Brian Laurens Denies Using Relationship To Throw Out Citation
After he was pulled over for running a stop sign, Laurens called Mayor Tim Downing to ask how he can have stop signs removed from entrances to a roundabout in his neighborhood.
Georgia House District 21 candidate Brian Laurens is denying allegations he tried to use his relationship with Holly Springs Mayor Tim Downing to throw out a traffic citation he received in November.
The issue came to light Tuesday evening during a debate sponsored by the Cherokee County Republican Party when candidate Scot Turner asked Laurens if he tried to use his "political influence for personal gain" by calling Downing during the incident.
Laurens received a citation on Nov. 4 for running a stop sign in a roundabout off Holly Commons Parkway.
One video (warning: the ending of this video contains language unsuitable for children) posted on the Facebook profile of Franklin Myrick, shows Holly Springs Police Officer Danny West pulling Laurens over after he ran a stop sign before entering into a roundabout in the neighborhood.
In the first video, which is a little less than 14 minutes long, the discussion starts around the 2 minute mark and six-minute gap ensues until Laurens is issued the citation.
In the video, West informed Laurens that he ran the stop sign, and Laurens told the officer "you're not supposed to stop" when entering a roundabout.

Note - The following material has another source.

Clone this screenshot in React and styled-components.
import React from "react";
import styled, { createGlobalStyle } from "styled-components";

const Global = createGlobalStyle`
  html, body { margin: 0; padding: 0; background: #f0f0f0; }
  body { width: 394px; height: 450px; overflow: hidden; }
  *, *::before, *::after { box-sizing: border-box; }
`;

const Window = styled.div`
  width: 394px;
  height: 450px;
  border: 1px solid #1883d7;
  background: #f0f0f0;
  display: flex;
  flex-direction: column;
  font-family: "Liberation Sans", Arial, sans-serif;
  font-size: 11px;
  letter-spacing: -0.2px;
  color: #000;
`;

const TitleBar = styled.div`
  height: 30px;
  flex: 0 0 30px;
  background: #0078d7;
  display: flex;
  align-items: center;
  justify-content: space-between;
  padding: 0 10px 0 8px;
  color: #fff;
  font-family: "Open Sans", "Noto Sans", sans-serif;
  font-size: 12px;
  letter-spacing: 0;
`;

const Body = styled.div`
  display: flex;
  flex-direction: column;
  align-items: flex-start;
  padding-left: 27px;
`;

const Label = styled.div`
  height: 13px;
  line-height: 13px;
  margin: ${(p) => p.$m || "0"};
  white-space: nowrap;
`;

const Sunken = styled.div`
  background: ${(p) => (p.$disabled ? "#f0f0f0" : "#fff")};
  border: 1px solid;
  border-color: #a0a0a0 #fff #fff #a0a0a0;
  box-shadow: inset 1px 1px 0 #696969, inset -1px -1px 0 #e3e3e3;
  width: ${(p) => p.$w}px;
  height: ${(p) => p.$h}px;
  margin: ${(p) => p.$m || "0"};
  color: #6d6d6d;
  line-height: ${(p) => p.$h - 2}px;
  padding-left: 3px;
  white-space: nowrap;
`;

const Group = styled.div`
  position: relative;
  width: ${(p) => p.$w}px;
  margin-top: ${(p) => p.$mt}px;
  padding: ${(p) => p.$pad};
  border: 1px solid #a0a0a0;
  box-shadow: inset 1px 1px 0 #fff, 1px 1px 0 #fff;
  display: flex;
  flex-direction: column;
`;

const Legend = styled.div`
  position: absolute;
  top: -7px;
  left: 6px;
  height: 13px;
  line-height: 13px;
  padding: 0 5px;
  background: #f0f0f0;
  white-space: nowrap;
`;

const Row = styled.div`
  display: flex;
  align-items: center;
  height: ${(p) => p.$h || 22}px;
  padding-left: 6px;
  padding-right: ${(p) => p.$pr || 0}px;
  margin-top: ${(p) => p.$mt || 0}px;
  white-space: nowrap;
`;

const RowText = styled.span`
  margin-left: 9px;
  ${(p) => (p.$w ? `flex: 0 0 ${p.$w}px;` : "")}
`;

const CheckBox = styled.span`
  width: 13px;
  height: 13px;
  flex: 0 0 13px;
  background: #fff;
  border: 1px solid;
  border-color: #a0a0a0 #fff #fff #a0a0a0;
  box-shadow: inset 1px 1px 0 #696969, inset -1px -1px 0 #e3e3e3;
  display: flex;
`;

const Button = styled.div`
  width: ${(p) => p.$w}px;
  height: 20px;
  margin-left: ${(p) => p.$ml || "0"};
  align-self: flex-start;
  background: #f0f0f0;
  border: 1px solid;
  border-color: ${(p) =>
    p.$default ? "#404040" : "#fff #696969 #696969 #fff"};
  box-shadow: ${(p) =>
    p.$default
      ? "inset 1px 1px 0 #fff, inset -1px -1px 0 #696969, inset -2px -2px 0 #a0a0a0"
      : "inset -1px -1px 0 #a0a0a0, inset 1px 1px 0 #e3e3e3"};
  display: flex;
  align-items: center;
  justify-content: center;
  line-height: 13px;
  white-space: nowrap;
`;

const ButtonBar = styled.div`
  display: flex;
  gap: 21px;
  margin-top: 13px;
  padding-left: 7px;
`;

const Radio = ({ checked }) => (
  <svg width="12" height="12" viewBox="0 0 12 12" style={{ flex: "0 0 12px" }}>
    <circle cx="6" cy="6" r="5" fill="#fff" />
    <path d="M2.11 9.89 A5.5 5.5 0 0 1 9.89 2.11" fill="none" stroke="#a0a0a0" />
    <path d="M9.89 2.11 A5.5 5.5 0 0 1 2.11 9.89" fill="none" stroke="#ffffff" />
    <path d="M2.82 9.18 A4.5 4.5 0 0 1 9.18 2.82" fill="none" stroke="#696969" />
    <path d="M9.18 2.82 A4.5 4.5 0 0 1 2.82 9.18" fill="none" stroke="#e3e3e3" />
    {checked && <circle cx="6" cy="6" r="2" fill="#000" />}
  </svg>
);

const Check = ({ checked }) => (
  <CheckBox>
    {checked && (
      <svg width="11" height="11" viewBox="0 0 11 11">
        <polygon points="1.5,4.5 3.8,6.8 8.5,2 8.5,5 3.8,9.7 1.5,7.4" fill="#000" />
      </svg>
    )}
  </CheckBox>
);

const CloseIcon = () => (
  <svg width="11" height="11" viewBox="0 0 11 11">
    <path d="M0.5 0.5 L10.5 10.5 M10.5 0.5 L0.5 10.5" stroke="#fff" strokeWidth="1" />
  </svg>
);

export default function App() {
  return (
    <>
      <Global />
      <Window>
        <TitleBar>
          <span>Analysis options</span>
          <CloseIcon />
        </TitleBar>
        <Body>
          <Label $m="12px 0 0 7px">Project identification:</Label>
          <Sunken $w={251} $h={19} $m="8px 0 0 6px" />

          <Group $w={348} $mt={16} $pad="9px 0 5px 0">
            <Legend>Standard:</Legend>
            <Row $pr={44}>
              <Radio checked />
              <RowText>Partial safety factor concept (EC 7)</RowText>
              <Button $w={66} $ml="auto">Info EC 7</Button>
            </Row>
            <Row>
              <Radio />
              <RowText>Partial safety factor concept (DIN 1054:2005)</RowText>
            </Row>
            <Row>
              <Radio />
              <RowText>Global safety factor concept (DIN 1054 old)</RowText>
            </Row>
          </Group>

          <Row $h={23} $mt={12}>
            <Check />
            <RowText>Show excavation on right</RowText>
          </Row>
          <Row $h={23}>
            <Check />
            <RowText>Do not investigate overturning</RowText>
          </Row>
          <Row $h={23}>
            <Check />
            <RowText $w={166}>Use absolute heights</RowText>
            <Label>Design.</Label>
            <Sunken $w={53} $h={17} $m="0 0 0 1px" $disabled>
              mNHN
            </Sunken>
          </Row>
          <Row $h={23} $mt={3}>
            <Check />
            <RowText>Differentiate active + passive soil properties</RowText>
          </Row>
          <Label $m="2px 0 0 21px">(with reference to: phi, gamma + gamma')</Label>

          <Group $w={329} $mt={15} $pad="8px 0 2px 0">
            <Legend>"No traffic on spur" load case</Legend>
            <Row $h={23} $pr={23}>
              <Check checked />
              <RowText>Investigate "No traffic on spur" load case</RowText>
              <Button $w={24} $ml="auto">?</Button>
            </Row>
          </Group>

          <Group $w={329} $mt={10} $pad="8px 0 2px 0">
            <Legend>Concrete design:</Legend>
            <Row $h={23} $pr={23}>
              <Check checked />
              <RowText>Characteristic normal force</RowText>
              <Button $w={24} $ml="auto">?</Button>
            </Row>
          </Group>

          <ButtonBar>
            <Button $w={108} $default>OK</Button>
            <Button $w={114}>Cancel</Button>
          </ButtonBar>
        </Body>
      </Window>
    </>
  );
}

West countered Laurens' point by noting that he has to enforce traffic laws throughout the city and that if Laurens has an issue with the stop sign, he should take that issue up with the Holly Springs City Council.

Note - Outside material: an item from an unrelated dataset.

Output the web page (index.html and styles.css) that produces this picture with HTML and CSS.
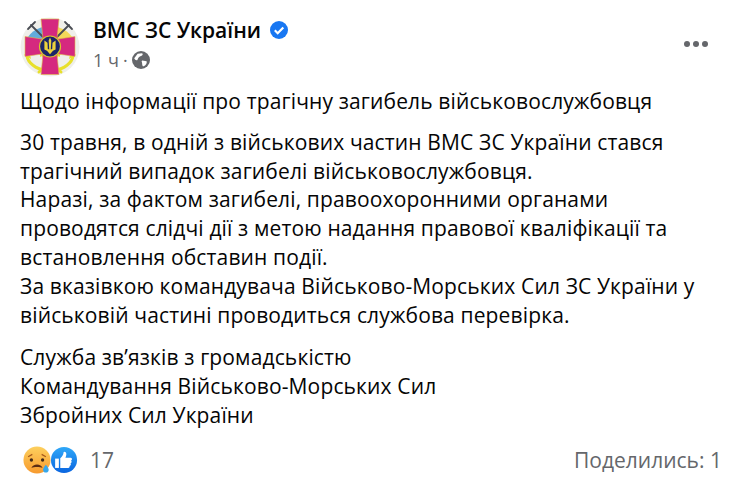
FILE: index.html
```html
<!DOCTYPE html>
<html lang="uk">
<head>
<meta charset="utf-8">
<title>ВМС ЗС України</title>
<link rel="stylesheet" href="styles.css">
</head>
<body>
<article class="post">
  <header class="head">
    <svg class="avatar" viewBox="0 0 60 60" aria-hidden="true">
      <circle cx="30" cy="30" r="29.500" fill="#efefea"/>
      <path d="M5 28a25 21 0 0 1 25-19v19z" fill="#62acdc"/>
      <path d="M30 9a25 21 0 0 1 25 19H30z" fill="#f3d95a"/>
      <g stroke="#4a4d55" stroke-width="1.800" fill="none" stroke-linecap="round">
        <path d="M11 8 24 21M49 8 36 21"/>
        <path d="M8 12 15 5M52 12 45 5"/>
      </g>
      <g stroke="#e8e02a" stroke-width="3" fill="none" stroke-linecap="round">
        <path d="M7 39c1 7 9 13 18 14M53 39c-1 7-9 13-18 14"/>
        <path d="M20 36 41 55M40 36 19 55"/>
      </g>
      <path d="M4 38 9 34 11 42zM56 38 51 34 49 42zM20 40 27 36 20 33zM40 40 33 36 40 33z" fill="#e8e02a"/>
      <path d="M21 2h18l-1.800 18 .8 2 17-2.500v20l-17-2.500-.8 2 1.800 18.500h-18l1.800-18.500-.8-2-17 2.500v-20l17 2.500.8-2z" fill="#d5297f" stroke="#e3bb46" stroke-width=".6"/>
      <circle cx="30" cy="29.500" r="10.500" fill="#1b2568" stroke="#d9c530" stroke-width="1.200"/>
      <path d="M30 20.500l1.300 3-.5 9 1.400-.6.300-6.100 3.100-2.300v9l-2.600 1.200-3 3.600-3-3.600-2.600-1.200v-9l3.100 2.300.3 6.100 1.400.6-.5-9z" fill="#ecd23c"/>
    </svg>
    <div class="meta">
      <div class="title">
        <span class="name">ВМС ЗС України</span>
        <svg class="badge" viewBox="0 0 20 20" aria-hidden="true">
          <circle cx="10" cy="10" r="9" fill="#1877f2"/>
          <path d="M5.800 10.300 8.700 13.200 14.300 7.400" fill="none" stroke="#fff" stroke-width="2.200"/>
        </svg>
      </div>
      <div class="sub">
        <span>1 ч</span><span class="dot">·</span>
        <svg class="globe" viewBox="0 0 16 16" aria-hidden="true">
          <circle cx="8" cy="8" r="8" fill="#65676b"/>
          <path d="M5 2.500 9 2c1 1 .5 2-1 2.500S5.500 6 5 7.500 2.500 8 2 6.500zM9 8.500l4 .5c.5 1.500-.5 3.500-2.500 4.500-1 .5-1.500-1-1.500-2.500S8 9.500 9 8.500z" fill="#fff"/>
        </svg>
      </div>
    </div>
    <div class="more" aria-label="Ещё"><i></i><i></i><i></i></div>
  </header>
  <div class="body">
    <p>Щодо інформації про трагічну загибель військовослужбовця</p>
    <p>30 травня, в одній з військових частин ВМС ЗС України стався<br>трагічний випадок загибелі військовослужбовця.<br>Наразі, за фактом загибелі, правоохоронними органами<br>проводятся слідчі дії з метою надання правової кваліфікації та<br>встановлення обставин події.<br>За вказівкою командувача Військово-Морських Сил ЗС України у<br>військовій частині проводиться службова перевірка.</p>
    <p class="closing">Служба зв’язків з громадськістю<br>Командування Військово-Морських Сил<br>Збройних Сил України</p>
  </div>
  <footer class="foot">
    <div class="reactions">
      <svg class="react sad" viewBox="0 0 30 30" aria-hidden="true">
        <defs>
          <linearGradient id="sadFace" x1="0" y1="0" x2="0" y2="1"><stop offset="0" stop-color="#fdd05e"/><stop offset="1" stop-color="#f79a2e"/></linearGradient>
          <linearGradient id="likeFace" x1="0" y1="0" x2="0" y2="1"><stop offset="0" stop-color="#2fa8f8"/><stop offset="1" stop-color="#0a65e0"/></linearGradient>
        </defs>
        <circle cx="15" cy="15" r="14.500" fill="url(#sadFace)"/>
        <circle cx="9" cy="15" r="1.800" fill="#40291a"/>
        <circle cx="21" cy="15" r="1.800" fill="#40291a"/>
        <path d="M5.500 11.500 10 9M24.500 11.500 20 9" stroke="#a65a1c" stroke-width="1.300" fill="none"/>
        <path d="M9 23.500c1.500-5 10.500-5 12 0-3-1.500-9-1.500-12 0z" fill="#5a2c14"/>
        <path d="M24.500 20c2 2.500 3 4 3 5.500a3 3 0 0 1-6 0c0-1.500 1-3 3-5.500z" fill="#35a7ec"/>
      </svg>
      <svg class="react like" viewBox="0 0 30 30" aria-hidden="true">
        <circle cx="15" cy="15" r="14" fill="url(#likeFace)"/>
        <path d="M5.500 13.500h4v10h-4z" fill="#fff"/>
        <path d="M11 23.500V13c2-1.500 3.500-4 3.500-6 0-1.500 3-1 3 1.500 0 1.500-.5 3-1 4h5.500c2 0 2 2.500.5 3 1 .8 1 2.500-.5 3 .7 1 .5 2.500-1 3 .3 1-.3 2-1.500 2z" fill="#fff"/>
      </svg>
      <span class="count">17</span>
    </div>
    <div class="shares">Поделились: 1</div>
  </footer>
</article>
</body>
</html>
```
FILE: styles.css
```css
html, body {
  margin: 0;
  padding: 0;
  background: #fff;
}
body {
  width: 741px;
  height: 484px;
  overflow: hidden;
  font-family: "Open Sans", "Noto Sans", sans-serif;
  color: #050505;
}
.post {
  display: flex;
  flex-direction: column;
  padding: 17px 19px 0 20px;
}
.head {
  display: flex;
  align-items: flex-start;
  gap: 13px;
}
.avatar {
  width: 60px;
  height: 60px;
  flex: none;
}
.meta {
  flex: 1;
}
.title {
  display: flex;
  align-items: center;
  gap: 8px;
}
.name {
  font-size: 21px;
  font-weight: 600;
  line-height: 26px;
}
.badge {
  width: 20px;
  height: 20px;
}
.sub {
  display: flex;
  align-items: center;
  margin-top: 5px;
  color: #65676b;
  font-size: 18px;
  line-height: 24px;
}
.dot {
  margin: 0 4px;
}
.globe {
  width: 18px;
  height: 18px;
}
.more {
  display: flex;
  gap: 3px;
  margin: 24px 14px 0 0;
}
.more i {
  width: 6px;
  height: 6px;
  border-radius: 50%;
  background: #65676b;
}
.body {
  margin-top: 10px;
  font-size: 21px;
  letter-spacing: .14px;
  line-height: 28.800px;
}
.body p {
  margin: 0 0 12px;
}
.body .closing {
  margin-top: 14px;
}
.foot {
  display: flex;
  align-items: center;
  justify-content: space-between;
  margin-top: 4px;
  color: #65676b;
  font-size: 21px;
  line-height: 28px;
}
.reactions {
  display: flex;
  align-items: center;
  padding-left: 3px;
}
.react {
  width: 28px;
  height: 28px;
}
.like {
  margin-left: -1px;
}
.count {
  margin-left: 12px;
}
```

Laurens proceeded to tell the officer he will call Holly Springs Mayor Tim Downing to take the stop signs down.
West subsequently issued Laurens the citation, and told Laurens he had a court date scheduled for Jan. 8.
In a later video posted by Myrick, Laurens continued the discussion with Officer West and Sgt. Brian Cain. Laurens told both officers that he planned to take all the stop signs down.
Sgt. Cain reminded Laurens that he could not personally remove stop signs as they were government property.
He also told Laurens that he would need to take his issue with the stop signs up with the city council and "not take your anger and frustration out on one of my officers."
"You have a court date for this very reason right here to explain your side of the story to the judge and not to come out and raise your voice and treat my officer the way with you treated him," he added. "That’s why you have a court date. We’re not going to argue with you about this any further."
Laurens, who said Turner's question about the incident is "quite an accusation," said he eventually paid the $140 fine "because there was a stop sign there."
He noted he only called Downing to ask why there were stop signs at the entrance of the roundabout.
He told the audience that Downing said the city had to place stop signs near the roundabout in order to complete the neighborhood.
Laurens said Downing characterized the stipulation as "government regulation," and the candidate proceeded to blast what he called "government regulation gone wild."
"The personal attacks in this race are unreal," he added.
When reached by phone Wednesday, Downing was tight lipped about his alleged conversation with Laurens.
"I don’t think it’s appropriate to inject myself into this race," he said, adding he has endorsed Turner in the race. "The video speaks for itself."